At the heart of this initiative is a newly created ‘abridged curriculum’—a condensed version of existing PA textbooks, presented as remote-learning educational packages designed specifically for Gaza students to complete two academic years in one.
This moment provided an ideal opportunity for the PA to conduct its long-awaited revision of its curriculum, aligning it with the commitments it made to the European Union (EU) in July 2024—pledging to reform its educational content in full adherence to UNESCO’s standards of peace and tolerance. However, this research shows that these newly created materials contain antisemitic content that encourages students to acts of violence, justified on both nationalistic and religious grounds, as has been documented many times in PA textbooks.

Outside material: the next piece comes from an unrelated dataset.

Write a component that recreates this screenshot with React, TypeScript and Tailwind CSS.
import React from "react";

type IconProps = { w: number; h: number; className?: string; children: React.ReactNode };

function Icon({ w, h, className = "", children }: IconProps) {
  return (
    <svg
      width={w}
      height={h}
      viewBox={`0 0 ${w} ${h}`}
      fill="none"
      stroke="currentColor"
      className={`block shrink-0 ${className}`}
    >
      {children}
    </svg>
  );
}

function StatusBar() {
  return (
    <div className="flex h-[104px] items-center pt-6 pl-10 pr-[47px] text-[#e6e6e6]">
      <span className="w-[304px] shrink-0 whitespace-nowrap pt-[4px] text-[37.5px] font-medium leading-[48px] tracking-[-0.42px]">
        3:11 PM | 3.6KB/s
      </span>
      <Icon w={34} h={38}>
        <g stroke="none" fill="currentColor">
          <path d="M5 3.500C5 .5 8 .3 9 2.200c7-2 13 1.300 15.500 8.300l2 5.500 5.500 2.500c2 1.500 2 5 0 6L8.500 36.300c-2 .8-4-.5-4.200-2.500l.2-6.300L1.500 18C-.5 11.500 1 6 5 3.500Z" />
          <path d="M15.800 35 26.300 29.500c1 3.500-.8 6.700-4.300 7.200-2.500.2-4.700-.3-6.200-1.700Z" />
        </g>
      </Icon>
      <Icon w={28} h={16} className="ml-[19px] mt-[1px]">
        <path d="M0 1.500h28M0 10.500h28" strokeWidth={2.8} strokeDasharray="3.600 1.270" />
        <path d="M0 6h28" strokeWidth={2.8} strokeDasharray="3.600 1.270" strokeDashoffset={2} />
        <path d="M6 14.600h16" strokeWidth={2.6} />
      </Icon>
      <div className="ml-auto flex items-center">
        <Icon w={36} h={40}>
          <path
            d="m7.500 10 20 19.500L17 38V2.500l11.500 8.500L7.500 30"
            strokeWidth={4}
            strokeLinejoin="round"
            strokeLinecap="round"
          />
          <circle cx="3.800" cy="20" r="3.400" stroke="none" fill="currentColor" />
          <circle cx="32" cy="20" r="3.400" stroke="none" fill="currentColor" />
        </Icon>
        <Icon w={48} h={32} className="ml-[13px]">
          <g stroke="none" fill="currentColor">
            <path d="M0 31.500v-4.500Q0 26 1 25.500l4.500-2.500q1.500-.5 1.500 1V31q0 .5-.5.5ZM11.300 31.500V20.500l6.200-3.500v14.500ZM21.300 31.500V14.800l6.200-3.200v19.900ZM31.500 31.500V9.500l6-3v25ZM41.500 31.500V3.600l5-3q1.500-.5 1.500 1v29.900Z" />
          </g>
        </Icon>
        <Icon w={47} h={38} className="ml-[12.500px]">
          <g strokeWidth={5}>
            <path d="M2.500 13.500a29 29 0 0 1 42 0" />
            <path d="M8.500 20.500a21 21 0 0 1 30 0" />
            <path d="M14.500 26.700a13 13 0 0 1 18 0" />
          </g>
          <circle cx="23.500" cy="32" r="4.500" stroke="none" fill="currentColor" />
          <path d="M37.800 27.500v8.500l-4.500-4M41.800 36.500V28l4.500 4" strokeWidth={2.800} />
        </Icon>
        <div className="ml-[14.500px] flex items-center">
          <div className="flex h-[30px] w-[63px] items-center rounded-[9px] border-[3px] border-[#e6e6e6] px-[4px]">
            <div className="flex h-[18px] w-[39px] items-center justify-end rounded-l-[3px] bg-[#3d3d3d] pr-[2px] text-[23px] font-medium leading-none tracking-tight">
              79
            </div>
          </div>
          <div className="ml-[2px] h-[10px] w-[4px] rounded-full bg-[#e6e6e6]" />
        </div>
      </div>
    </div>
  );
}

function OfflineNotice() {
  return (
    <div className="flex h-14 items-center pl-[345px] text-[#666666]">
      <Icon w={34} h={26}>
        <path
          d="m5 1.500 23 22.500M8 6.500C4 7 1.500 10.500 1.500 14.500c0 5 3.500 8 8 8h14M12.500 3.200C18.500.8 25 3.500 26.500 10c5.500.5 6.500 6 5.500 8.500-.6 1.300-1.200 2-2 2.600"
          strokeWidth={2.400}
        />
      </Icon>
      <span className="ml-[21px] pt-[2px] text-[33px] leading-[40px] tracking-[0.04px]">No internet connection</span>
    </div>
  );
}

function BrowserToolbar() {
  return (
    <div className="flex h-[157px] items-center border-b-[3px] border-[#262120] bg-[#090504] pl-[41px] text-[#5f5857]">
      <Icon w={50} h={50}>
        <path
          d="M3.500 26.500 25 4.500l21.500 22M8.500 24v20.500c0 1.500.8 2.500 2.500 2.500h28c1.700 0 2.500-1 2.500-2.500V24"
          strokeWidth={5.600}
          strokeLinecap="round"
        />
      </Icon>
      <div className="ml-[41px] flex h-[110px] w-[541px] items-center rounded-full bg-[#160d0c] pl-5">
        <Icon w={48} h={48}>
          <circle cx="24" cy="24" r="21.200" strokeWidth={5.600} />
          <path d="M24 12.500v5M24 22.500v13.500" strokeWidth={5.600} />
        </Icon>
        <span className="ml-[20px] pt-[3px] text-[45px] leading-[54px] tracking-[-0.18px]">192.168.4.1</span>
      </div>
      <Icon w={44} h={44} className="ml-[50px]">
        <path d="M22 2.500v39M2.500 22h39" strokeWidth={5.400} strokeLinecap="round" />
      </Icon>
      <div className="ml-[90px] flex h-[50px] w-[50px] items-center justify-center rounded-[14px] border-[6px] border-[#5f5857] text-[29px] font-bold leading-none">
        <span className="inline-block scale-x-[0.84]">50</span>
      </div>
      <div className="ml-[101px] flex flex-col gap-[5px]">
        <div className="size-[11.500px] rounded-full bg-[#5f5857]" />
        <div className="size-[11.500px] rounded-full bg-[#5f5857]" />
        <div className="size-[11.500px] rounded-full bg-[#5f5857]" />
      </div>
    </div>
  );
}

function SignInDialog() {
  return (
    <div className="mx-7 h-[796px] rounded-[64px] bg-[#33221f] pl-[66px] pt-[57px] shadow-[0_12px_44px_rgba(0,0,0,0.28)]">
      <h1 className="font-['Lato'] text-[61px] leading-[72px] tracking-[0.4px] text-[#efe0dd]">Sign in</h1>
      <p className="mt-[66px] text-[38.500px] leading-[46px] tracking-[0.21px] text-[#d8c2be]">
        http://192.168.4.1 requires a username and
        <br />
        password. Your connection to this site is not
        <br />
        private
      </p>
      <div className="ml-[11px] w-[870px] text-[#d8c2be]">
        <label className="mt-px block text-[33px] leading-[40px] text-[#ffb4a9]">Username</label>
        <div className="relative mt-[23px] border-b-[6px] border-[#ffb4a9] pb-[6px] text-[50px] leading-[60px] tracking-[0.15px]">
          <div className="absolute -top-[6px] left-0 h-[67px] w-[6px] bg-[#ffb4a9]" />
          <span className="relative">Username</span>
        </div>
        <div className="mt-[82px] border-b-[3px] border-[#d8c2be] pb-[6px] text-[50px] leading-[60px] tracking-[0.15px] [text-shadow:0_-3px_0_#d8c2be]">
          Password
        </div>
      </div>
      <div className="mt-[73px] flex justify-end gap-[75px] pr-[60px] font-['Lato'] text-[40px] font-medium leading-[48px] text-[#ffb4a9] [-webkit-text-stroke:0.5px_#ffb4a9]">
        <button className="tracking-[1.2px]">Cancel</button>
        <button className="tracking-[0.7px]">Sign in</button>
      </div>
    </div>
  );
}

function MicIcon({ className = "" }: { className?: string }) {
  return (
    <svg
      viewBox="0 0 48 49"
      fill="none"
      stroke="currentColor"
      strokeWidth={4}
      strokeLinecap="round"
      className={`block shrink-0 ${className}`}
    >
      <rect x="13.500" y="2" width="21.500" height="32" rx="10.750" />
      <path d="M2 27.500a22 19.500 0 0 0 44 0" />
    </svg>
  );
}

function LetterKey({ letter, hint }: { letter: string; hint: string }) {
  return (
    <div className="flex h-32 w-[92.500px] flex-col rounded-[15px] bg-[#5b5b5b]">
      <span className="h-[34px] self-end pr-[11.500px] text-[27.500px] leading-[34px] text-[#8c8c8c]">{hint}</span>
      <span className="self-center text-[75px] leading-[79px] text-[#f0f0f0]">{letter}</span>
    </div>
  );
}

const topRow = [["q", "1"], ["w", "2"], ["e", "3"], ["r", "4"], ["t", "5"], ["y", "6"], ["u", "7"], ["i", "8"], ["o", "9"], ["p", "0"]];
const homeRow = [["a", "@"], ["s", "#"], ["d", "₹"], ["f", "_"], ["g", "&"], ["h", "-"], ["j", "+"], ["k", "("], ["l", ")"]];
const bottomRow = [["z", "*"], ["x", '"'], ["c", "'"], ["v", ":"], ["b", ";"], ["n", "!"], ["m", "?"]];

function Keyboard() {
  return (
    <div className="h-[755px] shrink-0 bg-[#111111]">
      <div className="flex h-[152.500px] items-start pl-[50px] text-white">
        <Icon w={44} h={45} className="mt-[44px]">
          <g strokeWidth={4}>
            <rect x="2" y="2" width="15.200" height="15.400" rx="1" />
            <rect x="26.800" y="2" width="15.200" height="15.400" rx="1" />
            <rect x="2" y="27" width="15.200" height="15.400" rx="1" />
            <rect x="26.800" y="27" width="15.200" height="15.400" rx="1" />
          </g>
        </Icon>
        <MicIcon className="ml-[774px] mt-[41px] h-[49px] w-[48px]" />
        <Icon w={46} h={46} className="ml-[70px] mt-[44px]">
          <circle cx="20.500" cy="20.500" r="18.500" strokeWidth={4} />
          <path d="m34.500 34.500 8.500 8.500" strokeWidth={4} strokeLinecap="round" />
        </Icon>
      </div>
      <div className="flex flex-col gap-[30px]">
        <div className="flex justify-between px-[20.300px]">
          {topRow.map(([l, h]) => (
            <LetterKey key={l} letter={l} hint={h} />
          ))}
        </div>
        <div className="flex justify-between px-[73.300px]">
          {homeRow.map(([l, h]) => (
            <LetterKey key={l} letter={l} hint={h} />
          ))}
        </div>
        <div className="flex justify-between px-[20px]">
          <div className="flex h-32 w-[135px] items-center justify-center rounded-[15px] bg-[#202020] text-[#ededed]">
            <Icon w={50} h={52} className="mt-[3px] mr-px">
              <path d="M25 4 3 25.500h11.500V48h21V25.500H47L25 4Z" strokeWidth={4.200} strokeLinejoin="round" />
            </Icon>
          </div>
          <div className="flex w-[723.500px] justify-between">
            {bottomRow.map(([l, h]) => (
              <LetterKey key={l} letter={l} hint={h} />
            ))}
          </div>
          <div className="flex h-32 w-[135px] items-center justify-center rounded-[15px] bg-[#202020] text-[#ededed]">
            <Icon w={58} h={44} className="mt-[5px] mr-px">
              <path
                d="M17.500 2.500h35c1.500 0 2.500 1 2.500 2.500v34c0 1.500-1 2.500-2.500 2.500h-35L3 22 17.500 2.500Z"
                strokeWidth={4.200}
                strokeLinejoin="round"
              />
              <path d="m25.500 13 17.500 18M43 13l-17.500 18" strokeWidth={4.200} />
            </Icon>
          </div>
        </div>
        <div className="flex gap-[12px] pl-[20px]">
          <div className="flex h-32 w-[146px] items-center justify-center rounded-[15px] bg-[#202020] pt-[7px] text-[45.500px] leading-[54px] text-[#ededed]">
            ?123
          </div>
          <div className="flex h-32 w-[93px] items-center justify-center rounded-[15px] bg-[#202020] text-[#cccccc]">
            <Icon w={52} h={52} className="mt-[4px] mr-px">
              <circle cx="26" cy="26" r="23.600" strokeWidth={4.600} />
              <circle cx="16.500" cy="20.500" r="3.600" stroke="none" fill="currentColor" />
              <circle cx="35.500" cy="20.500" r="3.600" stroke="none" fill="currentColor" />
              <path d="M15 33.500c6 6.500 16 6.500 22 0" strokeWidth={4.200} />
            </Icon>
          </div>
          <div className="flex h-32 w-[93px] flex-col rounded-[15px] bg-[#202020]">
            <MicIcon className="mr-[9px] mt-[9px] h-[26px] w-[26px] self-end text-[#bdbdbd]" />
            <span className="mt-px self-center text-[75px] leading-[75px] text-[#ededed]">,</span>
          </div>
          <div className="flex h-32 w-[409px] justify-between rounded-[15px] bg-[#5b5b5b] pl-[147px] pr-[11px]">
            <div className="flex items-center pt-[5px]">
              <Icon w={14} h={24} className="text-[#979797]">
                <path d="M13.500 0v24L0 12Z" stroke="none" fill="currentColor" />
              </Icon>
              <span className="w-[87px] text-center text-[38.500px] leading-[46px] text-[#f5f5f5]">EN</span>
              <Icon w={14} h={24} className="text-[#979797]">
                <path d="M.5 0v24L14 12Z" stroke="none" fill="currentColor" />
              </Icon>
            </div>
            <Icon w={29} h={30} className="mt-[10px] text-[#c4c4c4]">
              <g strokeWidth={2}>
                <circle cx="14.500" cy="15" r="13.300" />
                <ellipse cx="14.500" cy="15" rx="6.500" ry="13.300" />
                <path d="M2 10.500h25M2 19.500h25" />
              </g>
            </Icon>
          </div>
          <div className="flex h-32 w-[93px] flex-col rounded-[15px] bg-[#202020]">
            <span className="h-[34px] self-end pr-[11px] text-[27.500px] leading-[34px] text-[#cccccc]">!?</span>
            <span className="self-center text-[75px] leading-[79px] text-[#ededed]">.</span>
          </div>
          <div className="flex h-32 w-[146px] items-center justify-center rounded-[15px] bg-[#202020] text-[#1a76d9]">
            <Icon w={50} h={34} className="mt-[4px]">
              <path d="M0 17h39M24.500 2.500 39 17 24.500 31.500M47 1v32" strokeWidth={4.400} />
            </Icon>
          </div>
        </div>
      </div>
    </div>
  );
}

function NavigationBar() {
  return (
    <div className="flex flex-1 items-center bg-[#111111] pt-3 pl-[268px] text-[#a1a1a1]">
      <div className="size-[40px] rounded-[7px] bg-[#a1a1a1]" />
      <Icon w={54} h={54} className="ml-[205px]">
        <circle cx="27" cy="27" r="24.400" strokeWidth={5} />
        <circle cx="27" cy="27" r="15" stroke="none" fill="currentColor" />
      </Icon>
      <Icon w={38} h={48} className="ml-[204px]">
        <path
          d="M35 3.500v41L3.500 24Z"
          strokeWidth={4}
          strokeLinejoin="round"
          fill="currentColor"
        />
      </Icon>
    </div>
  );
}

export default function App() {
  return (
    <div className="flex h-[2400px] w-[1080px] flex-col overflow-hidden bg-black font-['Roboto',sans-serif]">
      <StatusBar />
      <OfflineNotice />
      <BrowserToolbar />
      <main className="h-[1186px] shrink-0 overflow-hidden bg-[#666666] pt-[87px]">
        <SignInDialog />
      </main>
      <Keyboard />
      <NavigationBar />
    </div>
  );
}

The European Union has provided the PA with over 380 million Euros since signing the Letter of Intent in July 2024. This funding was intended to be subject to progress in the PA’s overall reform agenda, with the education sector identified as a key area for change.
The EU’s financial support was distributed in tranches, contingent on continued steps toward reform. These findings indicate that incitement to violence has not been eliminated from textbooks and that the PA’s curriculum content remains a central vehicle to radicalize children in Gaza.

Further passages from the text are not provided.